What you will do
List each line of the data that holds the string "Generate".

[start of Stored records]

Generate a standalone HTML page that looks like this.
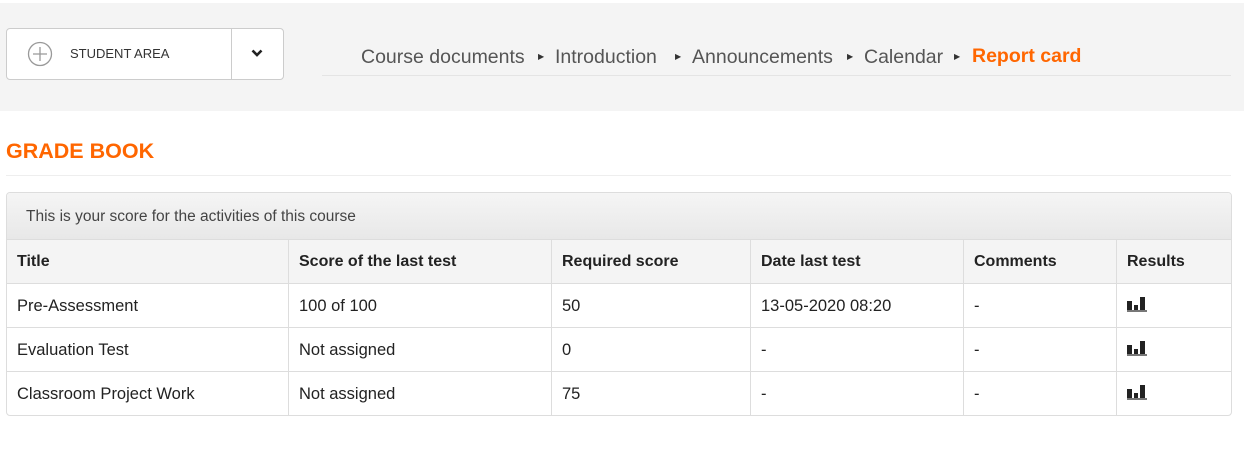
<!DOCTYPE html>
<html><head><style>
body{margin:0;width:1244px;height:453px;background:#fff;font-family:"Liberation Sans",sans-serif;color:#222;position:relative;overflow:hidden}
.band{position:absolute;left:0;top:3px;width:1244px;height:108px;background:#f4f4f4}
.btn{position:absolute;left:6px;top:28px;width:276px;height:50px;background:#fff;border:1px solid #ccc;border-radius:4px}
.btn .sep{position:absolute;left:224px;top:0;width:1px;height:50px;background:#ccc}
.crumbs{position:absolute;left:322px;top:42px;width:909px;height:33px;border-bottom:1px solid #e4e4e4;font-size:19.5px;color:#555}
.crumbs span{position:absolute;top:4px}
.tri{font-size:8px;top:10px!important;color:#333}
h1{position:absolute;left:6px;top:139px;margin:0;font-size:21.5px;color:#f60;font-weight:bold}
.hr{position:absolute;left:6px;top:175px;width:1225px;height:1px;background:#eee}
.panel{position:absolute;left:6px;top:192px;width:1224px;height:222px;border:1px solid #ddd;border-radius:4px;overflow:hidden}
.cap{height:46px;background:linear-gradient(#f5f5f5,#e8e8e8);border-bottom:1px solid #ddd;font-size:15.5px;color:#444;line-height:48px;padding-left:19px}
table{border-collapse:collapse;width:1224px;font-size:16.5px}
td,th{border-right:1px solid #ddd;border-bottom:1px solid #ddd;height:42px;padding:1px 0 0 10px;text-align:left;box-sizing:content-box}
th{background:#f4f4f4;font-weight:bold;font-size:16px}
tr:last-child td{border-bottom:none}
td:last-child,th:last-child{border-right:none}
</style></head><body>
<div class="band"></div>
<div class="btn">
<svg style="position:absolute;left:20px;top:12px" width="26" height="26"><circle cx="13" cy="13" r="11.5" fill="none" stroke="#999" stroke-width="1.3"/><path d="M13 6v14M6 13h14" stroke="#999" stroke-width="1.3"/></svg>
<div style="position:absolute;left:63px;top:17px;font-size:13px;color:#333">STUDENT AREA</div>
<div class="sep"></div>
<svg style="position:absolute;left:244px;top:20px" width="12" height="9"><path d="M1.5 1.5L6 6l4.5-4.5" fill="none" stroke="#222" stroke-width="2.6"/></svg>
</div>
<div class="crumbs">
<span style="left:39px">Course documents</span><span class="tri" style="left:216px">▶</span>
<span style="left:233px">Introduction</span><span class="tri" style="left:353px">▶</span>
<span style="left:370px">Announcements</span><span class="tri" style="left:525px">▶</span>
<span style="left:542px">Calendar</span><span class="tri" style="left:632px">▶</span>
<span style="left:650px;color:#f60;font-weight:bold;top:3px">Report card</span>
</div>
<h1>GRADE BOOK</h1>
<div class="hr"></div>
<div class="panel">
<div class="cap">This is your score for the activities of this course</div>
<table>
<tr><th style="width:271px">Title</th><th style="width:252px">Score of the last test</th><th style="width:188px">Required score</th><th style="width:202px">Date last test</th><th style="width:142px">Comments</th><th>Results</th></tr>
<tr><td>Pre-Assessment</td><td>100 of 100</td><td>50</td><td>13-05-2020 08:20</td><td>-</td><td><svg width="20" height="16"><rect x="0" y="5" width="5" height="9" fill="#222"/><rect x="7" y="9" width="4" height="5" fill="#222"/><rect x="13" y="1" width="5" height="13" fill="#222"/><rect x="0" y="14" width="20" height="2" fill="#777"/></svg></td></tr>
<tr><td>Evaluation Test</td><td>Not assigned</td><td>0</td><td>-</td><td>-</td><td><svg width="20" height="16"><rect x="0" y="5" width="5" height="9" fill="#222"/><rect x="7" y="9" width="4" height="5" fill="#222"/><rect x="13" y="1" width="5" height="13" fill="#222"/><rect x="0" y="14" width="20" height="2" fill="#777"/></svg></td></tr>
<tr><td>Classroom Project Work</td><td>Not assigned</td><td>75</td><td>-</td><td>-</td><td><svg width="20" height="16"><rect x="0" y="5" width="5" height="9" fill="#222"/><rect x="7" y="9" width="4" height="5" fill="#222"/><rect x="13" y="1" width="5" height="13" fill="#222"/><rect x="0" y="14" width="20" height="2" fill="#777"/></svg></td></tr>
</table>
</div>
</body></html>
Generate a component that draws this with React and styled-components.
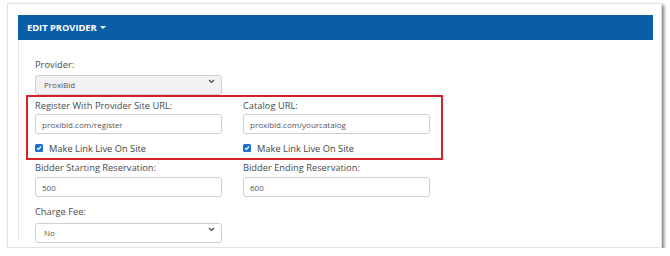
import React from "react";
import styled, { createGlobalStyle } from "styled-components";

const GlobalStyle = createGlobalStyle`
    html, body {
        margin: 0;
        padding: 0;
        background: #ffffff;
    }
    body {
        font-family: "Open Sans", "Noto Sans", sans-serif;
    }
`;

const Page = styled.div`
    padding: 3px 0 0 7px;
`;

const Card = styled.div`
    box-sizing: border-box;
    width: 655px;
    padding: 11px 8px 7px 10px;
    background: #ffffff;
    border: 1px solid #e2e2e2;
    box-shadow: 2px 2px 3px rgba(0, 0, 0, 0.5);
`;

const Header = styled.div`
    display: flex;
    align-items: center;
    gap: 3px;
    height: 25px;
    padding-left: 9px;
    background: #0a5ea8;
    color: #ffffff;
    font-size: 9.3px;
    font-weight: 700;
`;

const Caret = styled.span`
    width: 0;
    height: 0;
    border-left: 3px solid transparent;
    border-right: 3px solid transparent;
    border-top: 3px solid #ffffff;
    margin-top: -1px;
`;

const Body = styled.div`
    padding: 18px 0 1px 7px;
    border-left: 1px solid #e8e8e8;
`;

const Row = styled.div`
    display: grid;
    grid-template-columns: 187px 187px;
    column-gap: 21px;
    padding-left: 9px;
    margin-top: ${p => p.$top || 0}px;
`;

const Highlight = styled.div`
    display: grid;
    grid-template-columns: 187px 187px;
    column-gap: 21px;
    width: 417px;
    box-sizing: border-box;
    margin-top: 4px;
    padding: 2px 0 3px 7px;
    border: 2px solid #d8202a;
`;

const Field = styled.div`
    display: flex;
    flex-direction: column;
`;

const Label = styled.label`
    font-size: 9.3px;
    line-height: 13px;
    color: #4a4a4a;
    margin-bottom: ${p => p.$gap ?? 2}px;
`;

const Input = styled.input`
    box-sizing: border-box;
    width: 187px;
    height: 20px;
    padding: 0 6px;
    border: 1px solid #cfcfcf;
    border-radius: 3px;
    background: #ffffff;
    font-family: inherit;
    font-size: 8px;
    color: #555555;
    outline: none;
`;

const SelectWrap = styled.div`
    position: relative;
    width: 187px;
    height: 20px;
`;

const Select = styled.select`
    appearance: none;
    box-sizing: border-box;
    width: 100%;
    height: 100%;
    padding: 0 8px;
    border: 1px solid #cfcfcf;
    border-radius: 3px;
    background: ${p => (p.$muted ? "#f2f2f2" : "#ffffff")};
    font-family: inherit;
    font-size: 8px;
    color: #555555;
    outline: none;
`;

const Chevron = styled.svg`
    position: absolute;
    right: 7px;
    top: 8px;
    pointer-events: none;
`;

const CheckRow = styled.div`
    display: flex;
    align-items: center;
    gap: 6px;
    height: 14px;
    margin-top: 7px;
    font-size: 9.3px;
    color: #444444;
`;

const Box = styled.span`
    display: flex;
    align-items: center;
    justify-content: center;
    width: 8px;
    height: 8px;
    border-radius: 1.5px;
    background: #1b6fd8;
`;

const Dropdown = ({ value, muted }) => (
    <SelectWrap>
        <Select $muted={muted} defaultValue={value}>
            <option>{value}</option>
        </Select>
        <Chevron width="7" height="5" viewBox="0 0 7 5">
            <path d="M1 1 L3.5 3.5 L6 1" fill="none" stroke="#444" strokeWidth="1.2" />
        </Chevron>
    </SelectWrap>
);

const LiveCheck = () => (
    <CheckRow>
        <Box>
            <svg width="6" height="6" viewBox="0 0 6 6">
                <path d="M1 3.1 L2.5 4.5 L5 1.5" fill="none" stroke="#fff" strokeWidth="1.2" />
            </svg>
        </Box>
        Make Link Live On Site
    </CheckRow>
);

const App = () => {
    return (
        <Page>
            <GlobalStyle />
            <Card>
                <Header>
                    EDIT PROVIDER <Caret />
                </Header>
                <Body>
                    <Row>
                        <Field>
                            <Label $gap={0}>Provider:</Label>
                            <Dropdown value="ProxiBid" muted />
                        </Field>
                    </Row>
                    <Highlight>
                        <Field>
                            <Label>Register With Provider Site URL:</Label>
                            <Input defaultValue="proxibid.com/register" />
                            <LiveCheck />
                        </Field>
                        <Field>
                            <Label>Catalog URL:</Label>
                            <Input defaultValue="proxibid.com/yourcatalog" />
                            <LiveCheck />
                        </Field>
                    </Highlight>
                    <Row $top={1}>
                        <Field>
                            <Label $gap={3}>Bidder Starting Reservation:</Label>
                            <Input defaultValue="500" />
                        </Field>
                        <Field>
                            <Label $gap={3}>Bidder Ending Reservation:</Label>
                            <Input defaultValue="600" />
                        </Field>
                    </Row>
                    <Row $top={8}>
                        <Field>
                            <Label $gap={1}>Charge Fee:</Label>
                            <Dropdown value="No" />
                        </Field>
                    </Row>
                </Body>
            </Card>
        </Page>
    );
};

export default App;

[end of Stored records]

Result of this task
Generate a standalone HTML page that looks like this.
Generate a component that draws this with React and styled-components.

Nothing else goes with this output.